__Required task__
Go through the data below and copy it exactly, skipping every picture.

•••••

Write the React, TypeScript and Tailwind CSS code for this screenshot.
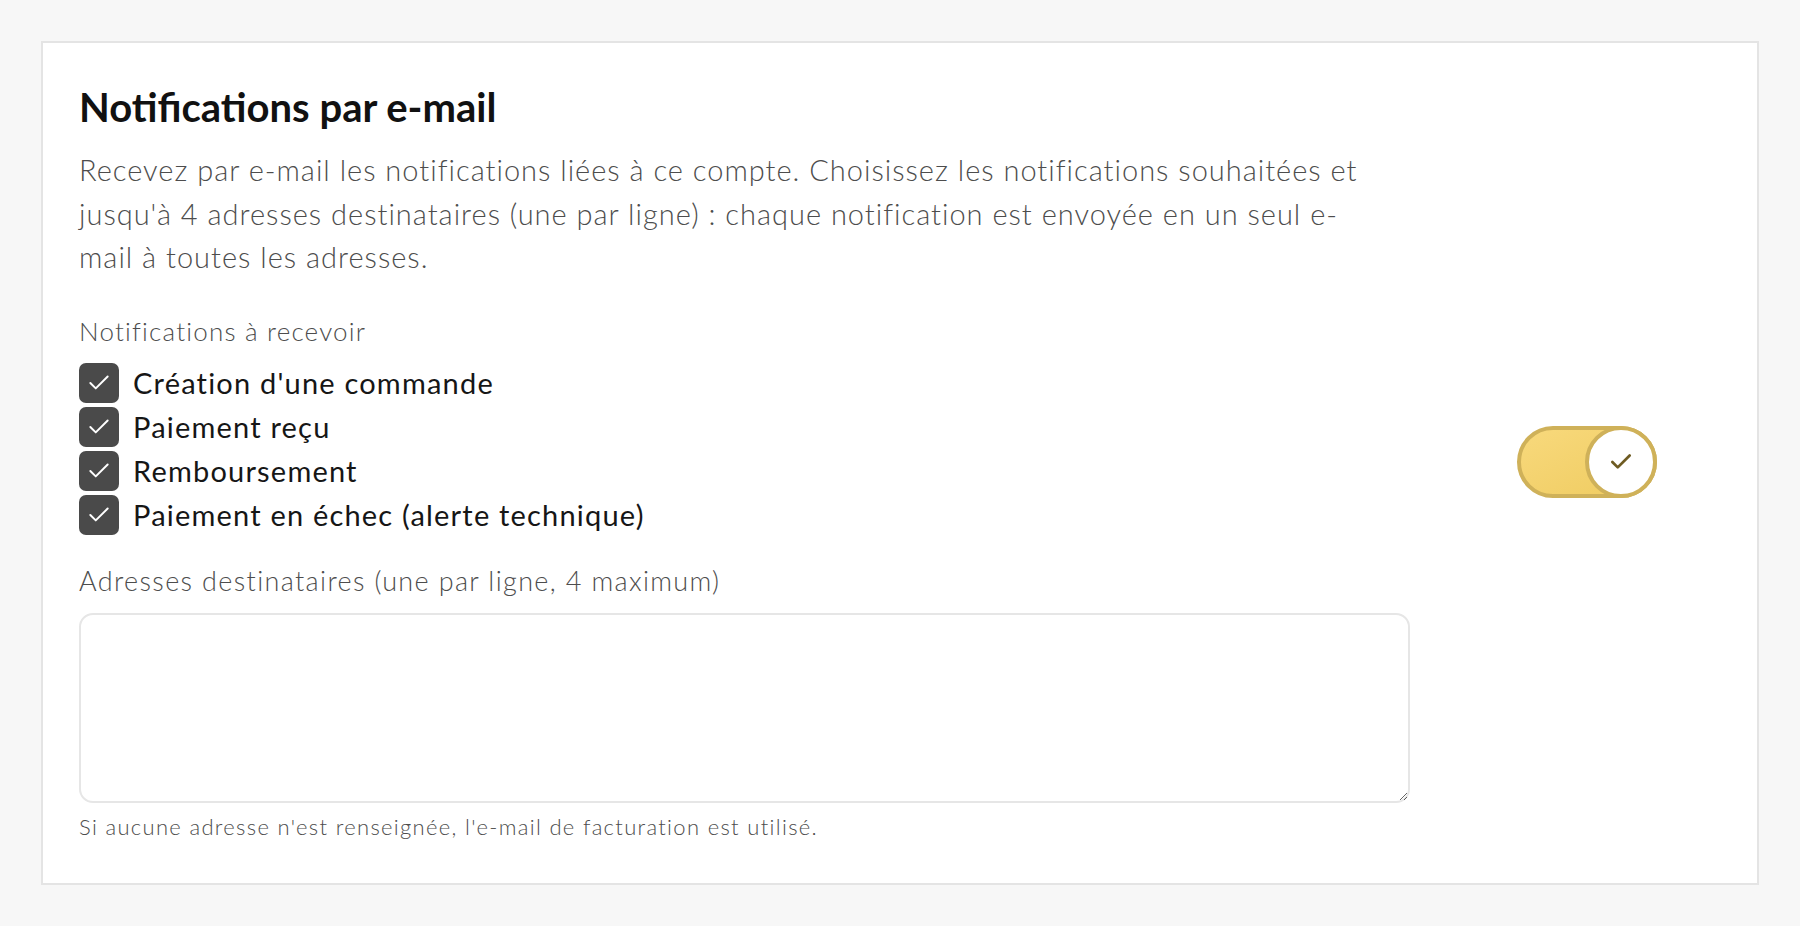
import { Check } from "lucide-react";

const NOTIFICATIONS = [
  "Création d'une commande",
  "Paiement reçu",
  "Remboursement",
  "Paiement en échec (alerte technique)",
];

const Checkbox = ({ label }: { label: string }) => (
  <label className="flex items-center gap-[14px] h-[44px]">
    <span className="flex items-center justify-center w-[40px] h-[40px] rounded-[7px] bg-[#4a4a4a]">
      <Check className="w-[26px] h-[26px] text-white" strokeWidth={1.8} />
    </span>
    <span className="text-[29px] tracking-[1.2px] text-[#161616]">{label}</span>
  </label>
);

const Toggle = () => (
  <div className="relative w-[140px] h-[72px] rounded-full border-[4px] border-[#cfb159] bg-gradient-to-br from-[#f8d97c] to-[#efcb5f]">
    <div className="absolute right-[-4px] top-[-4px] w-[72px] h-[72px] rounded-full border-[4px] border-[#cfb159] bg-white flex items-center justify-center">
      <Check className="w-[26px] h-[26px] text-[#6e5b22]" strokeWidth={2.5} />
    </div>
  </div>
);

export default function App() {
  return (
    <div className="min-h-screen bg-[#f7f7f7] p-[41px] font-['Lato',sans-serif]">
      <div className="flex items-center bg-white border-2 border-[#e4e4e4] pl-[36px] pr-[100px] pt-[40px] pb-[42px]">
        <div className="w-[1331px]">
          <h2 className="text-[40px] font-bold text-[#111] leading-[48px]">
            Notifications par e-mail
          </h2>
          <p className="mt-[17px] max-w-[1305px] text-[29px] tracking-[1px] leading-[43.5px] text-[#4d4d4d] font-light">
            Recevez par e-mail les notifications liées à ce compte. Choisissez les notifications
            souhaitées et jusqu'à 4 adresses destinataires (une par ligne) : chaque notification est
            envoyée en un seul e-mail à toutes les adresses.
          </p>
          <p className="mt-[34px] text-[26px] tracking-[1.2px] text-[#4d4d4d] leading-[36px] font-light">
            Notifications à recevoir
          </p>
          <div className="mt-[12px] flex flex-col">
            {NOTIFICATIONS.map((n) => (
              <Checkbox key={n} label={n} />
            ))}
          </div>
          <p className="mt-[26px] text-[27px] tracking-[1.35px] text-[#4d4d4d] leading-[36px] font-light">
            Adresses destinataires (une par ligne, 4 maximum)
          </p>
          <textarea className="mt-[14px] block w-full h-[190px] rounded-[14px] border-2 border-[#e6e6e6] bg-white" />
          <p className="mt-[10px] text-[22px] tracking-[1.32px] text-[#4d4d4d] leading-[28px] font-light">
            Si aucune adresse n'est renseignée, l'e-mail de facturation est utilisé.
          </p>
        </div>
        <div className="ml-auto">
          <Toggle />
        </div>
      </div>
    </div>
  );
}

•••••

__Finished task__
Write the React, TypeScript and Tailwind CSS code for this screenshot.
import { Check } from "lucide-react";

const NOTIFICATIONS = [
  "Création d'une commande",
  "Paiement reçu",
  "Remboursement",
  "Paiement en échec (alerte technique)",
];

const Checkbox = ({ label }: { label: string }) => (
  <label className="flex items-center gap-[14px] h-[44px]">
    <span className="flex items-center justify-center w-[40px] h-[40px] rounded-[7px] bg-[#4a4a4a]">
      <Check className="w-[26px] h-[26px] text-white" strokeWidth={1.8} />
    </span>
    <span className="text-[29px] tracking-[1.2px] text-[#161616]">{label}</span>
  </label>
);

const Toggle = () => (
  <div className="relative w-[140px] h-[72px] rounded-full border-[4px] border-[#cfb159] bg-gradient-to-br from-[#f8d97c] to-[#efcb5f]">
    <div className="absolute right-[-4px] top-[-4px] w-[72px] h-[72px] rounded-full border-[4px] border-[#cfb159] bg-white flex items-center justify-center">
      <Check className="w-[26px] h-[26px] text-[#6e5b22]" strokeWidth={2.5} />
    </div>
  </div>
);

export default function App() {
  return (
    <div className="min-h-screen bg-[#f7f7f7] p-[41px] font-['Lato',sans-serif]">
      <div className="flex items-center bg-white border-2 border-[#e4e4e4] pl-[36px] pr-[100px] pt-[40px] pb-[42px]">
        <div className="w-[1331px]">
          <h2 className="text-[40px] font-bold text-[#111] leading-[48px]">
            Notifications par e-mail
          </h2>
          <p className="mt-[17px] max-w-[1305px] text-[29px] tracking-[1px] leading-[43.5px] text-[#4d4d4d] font-light">
            Recevez par e-mail les notifications liées à ce compte. Choisissez les notifications
            souhaitées et jusqu'à 4 adresses destinataires (une par ligne) : chaque notification est
            envoyée en un seul e-mail à toutes les adresses.
          </p>
          <p className="mt-[34px] text-[26px] tracking-[1.2px] text-[#4d4d4d] leading-[36px] font-light">
            Notifications à recevoir
          </p>
          <div className="mt-[12px] flex flex-col">
            {NOTIFICATIONS.map((n) => (
              <Checkbox key={n} label={n} />
            ))}
          </div>
          <p className="mt-[26px] text-[27px] tracking-[1.35px] text-[#4d4d4d] leading-[36px] font-light">
            Adresses destinataires (une par ligne, 4 maximum)
          </p>
          <textarea className="mt-[14px] block w-full h-[190px] rounded-[14px] border-2 border-[#e6e6e6] bg-white" />
          <p className="mt-[10px] text-[22px] tracking-[1.32px] text-[#4d4d4d] leading-[28px] font-light">
            Si aucune adresse n'est renseignée, l'e-mail de facturation est utilisé.
          </p>
        </div>
        <div className="ml-auto">
          <Toggle />
        </div>
      </div>
    </div>
  );
}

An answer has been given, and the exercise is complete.